М. В. Родзянко немедленно распространил по городу весть об "оказанной ему Государем чести", приехал ко мне с необычайно важным видом и сказал, между прочим, что его смущает только одно: может ли он требовать разных документов, допрашивать свидетелей и привлекать к этому делу компетентных людей. Я посоветовал ему быть особенно осторожным, указавши на то, что всякое истребование документов и тем более расспросы посторонних людей <…> вызовут только новый шум и могут закончиться еще большим скандалом, между тем как из его собственных слов можно сделать только один вывод, что ему лично поручено только – ознакомиться с делом и высказать его непосредственное заключение, без всякого отношения к тому, какое направление примет далее этот вопрос, по усмотрению самого Государя.
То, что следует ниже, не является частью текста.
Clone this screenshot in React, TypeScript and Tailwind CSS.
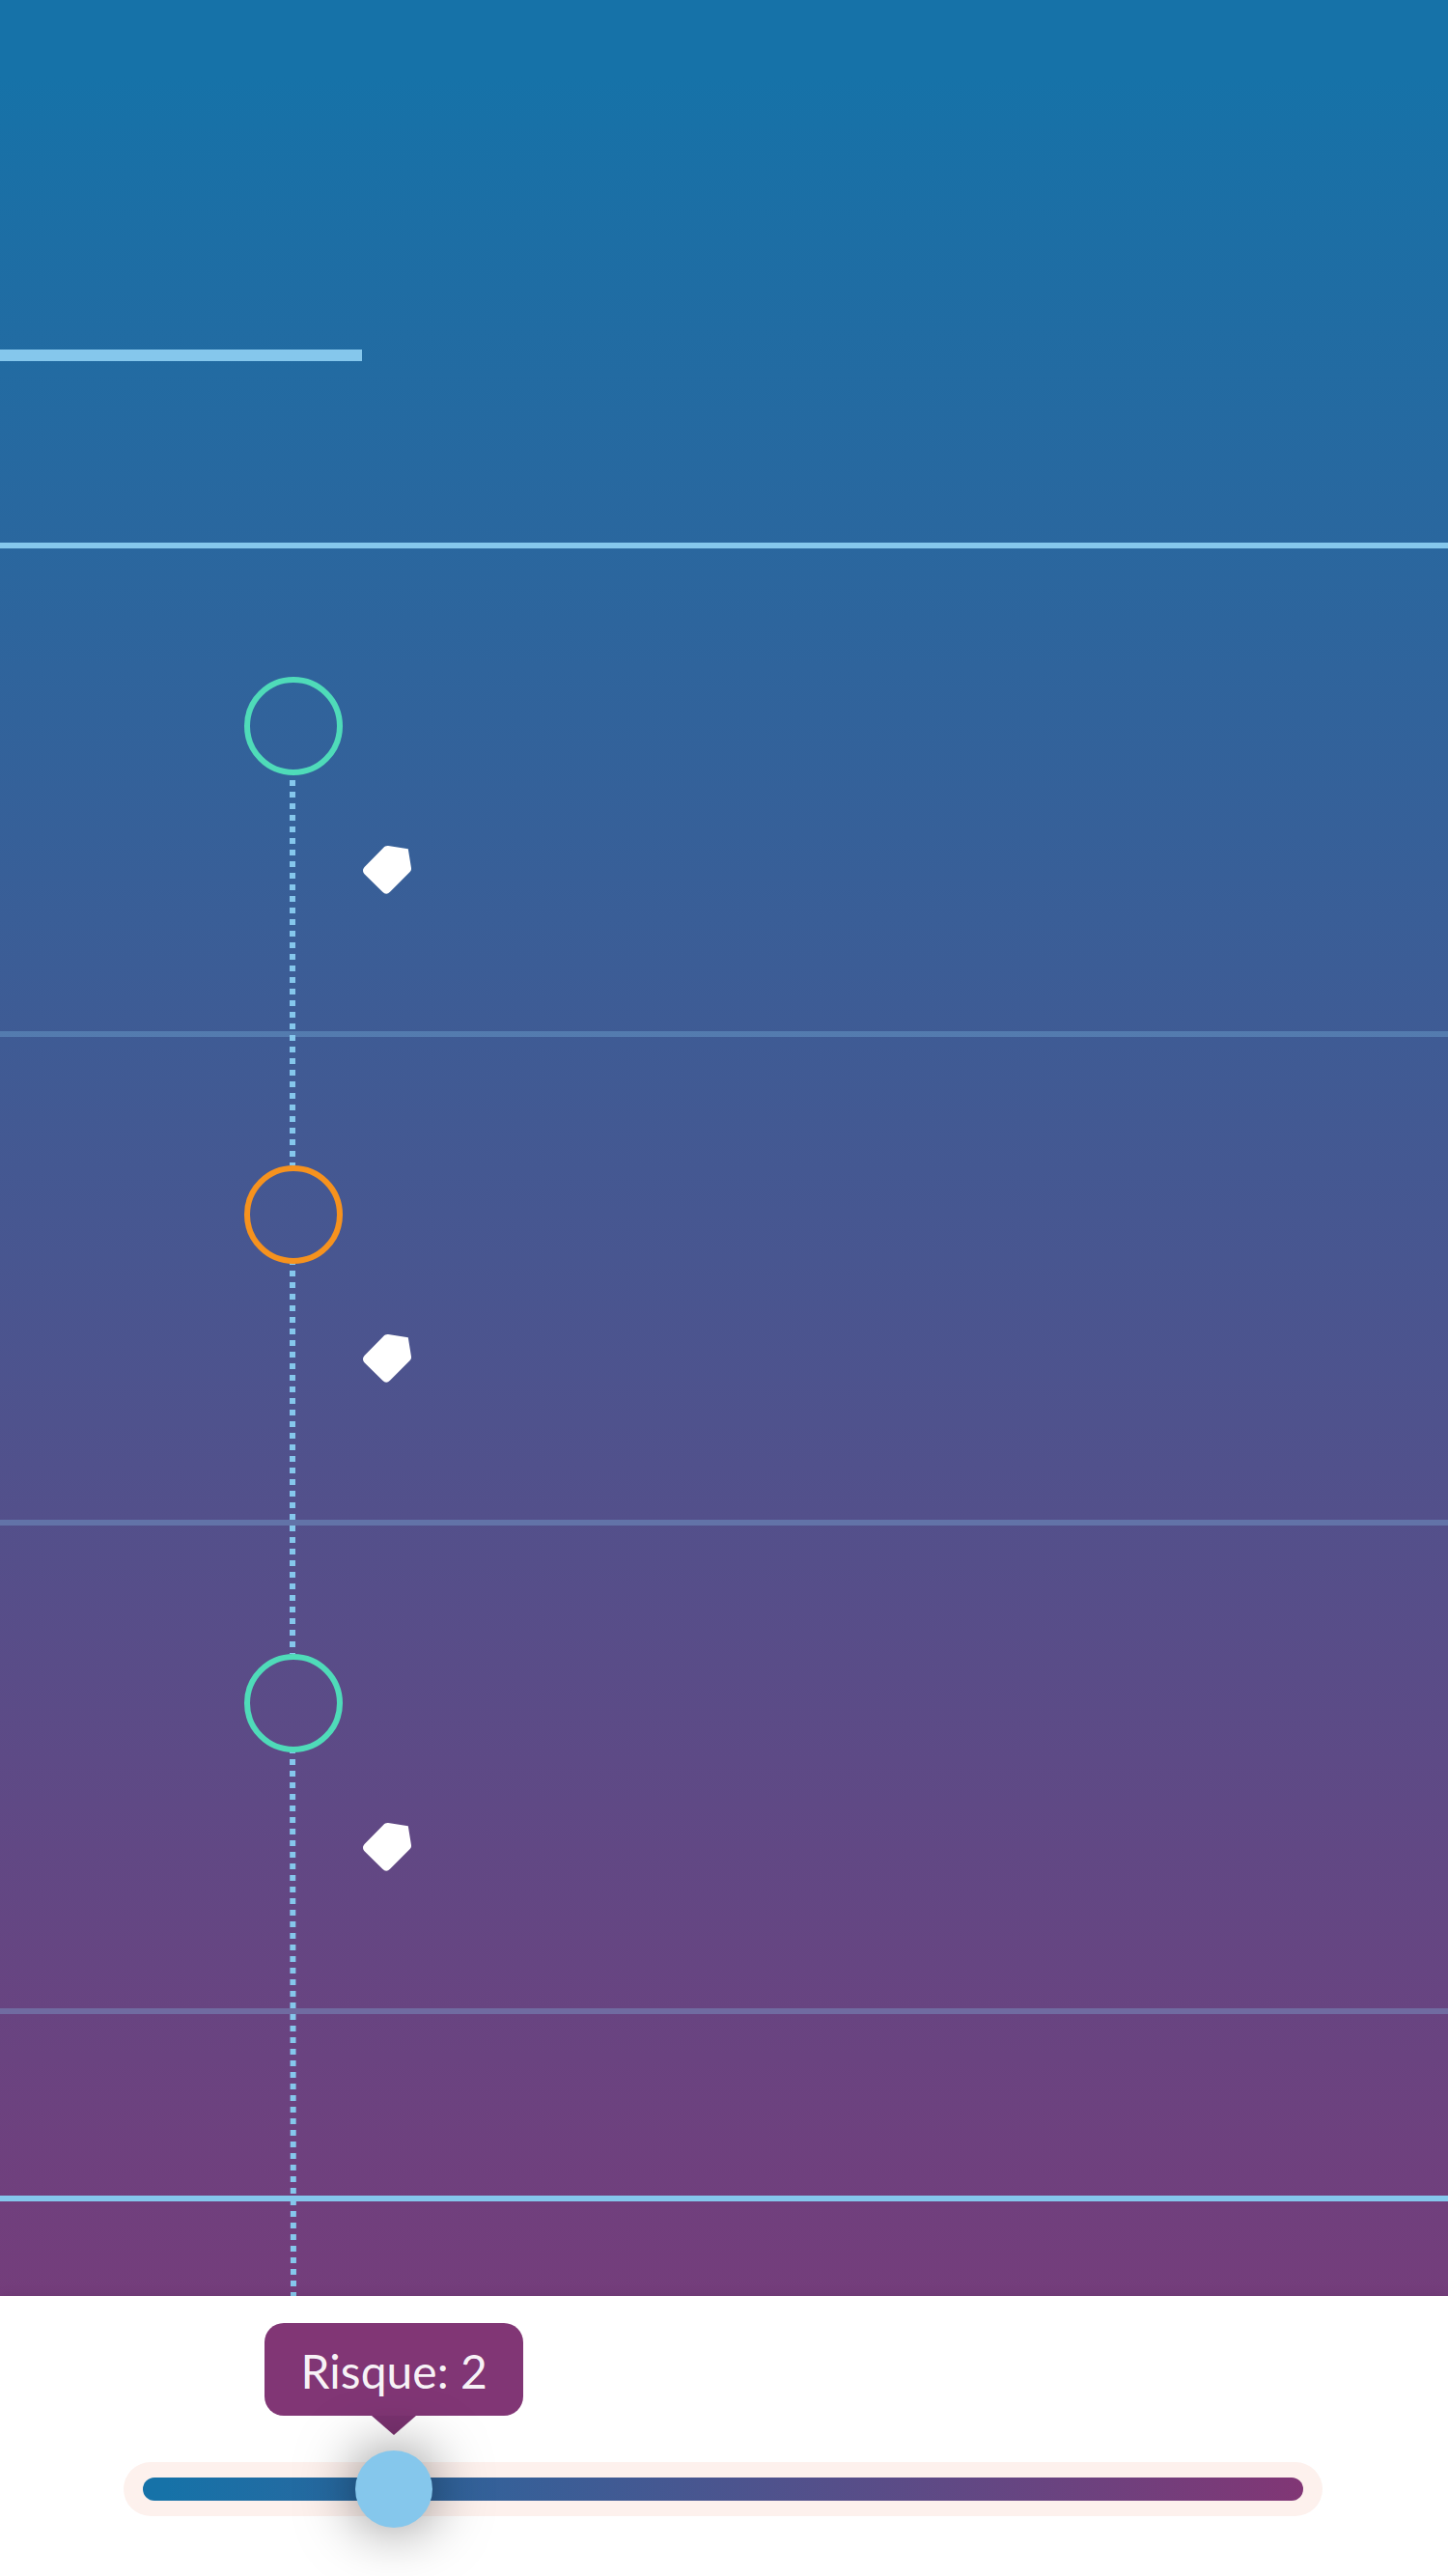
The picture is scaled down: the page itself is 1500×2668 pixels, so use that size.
import { useState } from "react";

type Step = { ring: string; top: string; length: number; drift: number };

const steps: Step[] = [
  { ring: "border-[#4fdbb9]", top: "top-[240px]", length: 399, drift: 0 },
  { ring: "border-[#f6921e]", top: "top-[230px]", length: 409, drift: 0 },
  { ring: "border-[#4fdbb9]", top: "top-[230px]", length: 568, drift: 1 },
];

function Connector({ top, length, drift }: { top: string; length: number; drift: number }) {
  return (
    <svg
      aria-hidden="true"
      width="8"
      height={length}
      className={`absolute left-[300px] ${top}`}
    >
      <line x1="3" y1="0" x2={3 + drift} y2={length} stroke="#85c7ec" strokeWidth="6" strokeDasharray="6 6" />
    </svg>
  );
}

function Marker() {
  return (
    <svg aria-hidden="true" width="50" height="50" viewBox="0 0 50 50" className="mt-[73px] ml-[123px]">
      <path
        d="M21 2.200C22.500 .6 24 -.1 26.200 .1L46.800 3.300L50 23C50.200 25 49.600 26.200 48.200 27.600L28 47.800C25.400 50.400 22.900 50.400 20.300 47.800L2 29.700C-.6 27 -.6 24.400 1.800 21.800Z"
        fill="#fff"
      />
    </svg>
  );
}

function RiskSlider() {
  const [risk, setRisk] = useState(2);
  const ratio = risk / 10;
  return (
    <footer className="relative bg-white pt-[172px] pb-[62px] pl-32 pr-[130px] shadow-[0_0_12px_rgba(0,0,0,0.1)]">
      <div className="relative rounded-full bg-[#fdf1ed] px-5 py-4">
        <div className="h-6 rounded-full bg-linear-to-r/srgb from-[#1672a8] from-2% to-[#813675]" />
        <label
          htmlFor="risk"
          style={{ left: `calc(53px + (100% - 106px) * ${ratio})` }}
          className="absolute bottom-[104px] flex h-24 w-[268px] -translate-x-1/2 items-center justify-center rounded-[20px] bg-[#813675] pt-1 text-5xl text-white/95"
        >
          Risque: {risk}
          <svg aria-hidden="true" width="46" height="20" viewBox="0 0 46 20" className="absolute top-full left-1/2 z-10 -translate-x-1/2">
            <path d="M0 0H46L23 20Z" fill="#7a3270" />
          </svg>
        </label>
        <input
          id="risk"
          type="range"
          min={0}
          max={10}
          value={risk}
          onChange={(e) => setRisk(Number(e.target.value))}
          className="absolute inset-x-[13px] -top-3 h-20 cursor-pointer appearance-none bg-transparent outline-none [&::-webkit-slider-thumb]:size-20 [&::-webkit-slider-thumb]:appearance-none [&::-webkit-slider-thumb]:rounded-full [&::-webkit-slider-thumb]:bg-[#85c7ec] [&::-webkit-slider-thumb]:shadow-[0_0_60px_rgba(0,0,0,0.5)]"
        />
      </div>
    </footer>
  );
}

export default function App() {
  return (
    <div className="min-h-screen overflow-hidden bg-linear-to-b/srgb from-[#1672a8] from-3% to-[#813675] to-[101%] font-['Lato',sans-serif]">
      <header className="border-b-6 border-[#85c7ec] pt-[362px] pb-[188px]">
        <div
          role="progressbar"
          aria-label="Progression"
          aria-valuenow={25}
          aria-valuemin={0}
          aria-valuemax={100}
          className="h-3 w-1/4 bg-[#85c7ec]"
        />
      </header>
      <main>
        <ol>
          {steps.map((step, i) => (
            <li key={i} className="relative border-b-6 border-[#85c7ec]/30 pt-[133px] pb-[142px] pl-[253px]">
              <Connector top={step.top} length={step.length} drift={step.drift} />
              <div className={`relative size-[102px] rounded-full border-6 ${step.ring}`} />
              <Marker />
            </li>
          ))}
        </ol>
        <div className="relative mt-[188px] mb-[98px] h-[6px] bg-[#85c7ec]" />
      </main>
      <RiskSlider />
    </div>
  );
}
Я прибавил, что, во всяком случае, я советовал бы ему сначала изучить дело, доложить Государю его личное заключение и только после этого доклада испросить разрешение на те или иные действия. Иначе он может нарваться на крупную неприятность и скомпрометировать то доверие, которое оказано Монархом Председателю Государственной Думы.
Родзянко, по-видимому, внял моему голосу, но так как он все-таки сознавал, что справиться один с таким делом не может, то привлек к нему Членов Думы Шубинского и Гучкова, и они втроем стали изучать дело и составлять всеподданнейший доклад. Ни дела, ни доклада я не видел, но шум и пересуды около него не унимались. Родзянко рассказывал направо и налево о возложенном на него поручении и, не стесняясь, говорил, что ему суждено его докладом спасти Государя и Россию от Распутина, носился со своим "поручением", показал мне однажды 2—3 страницы своего чернового доклада, составленного в самом неблагоприятном для Распутина смысле, и ждал лишь окончательной переписки его и личного своего доклада у Государя. Как видно будет дальше, его соображениям не суждено было сбыться, и едва не произошло даже крупной неприятности.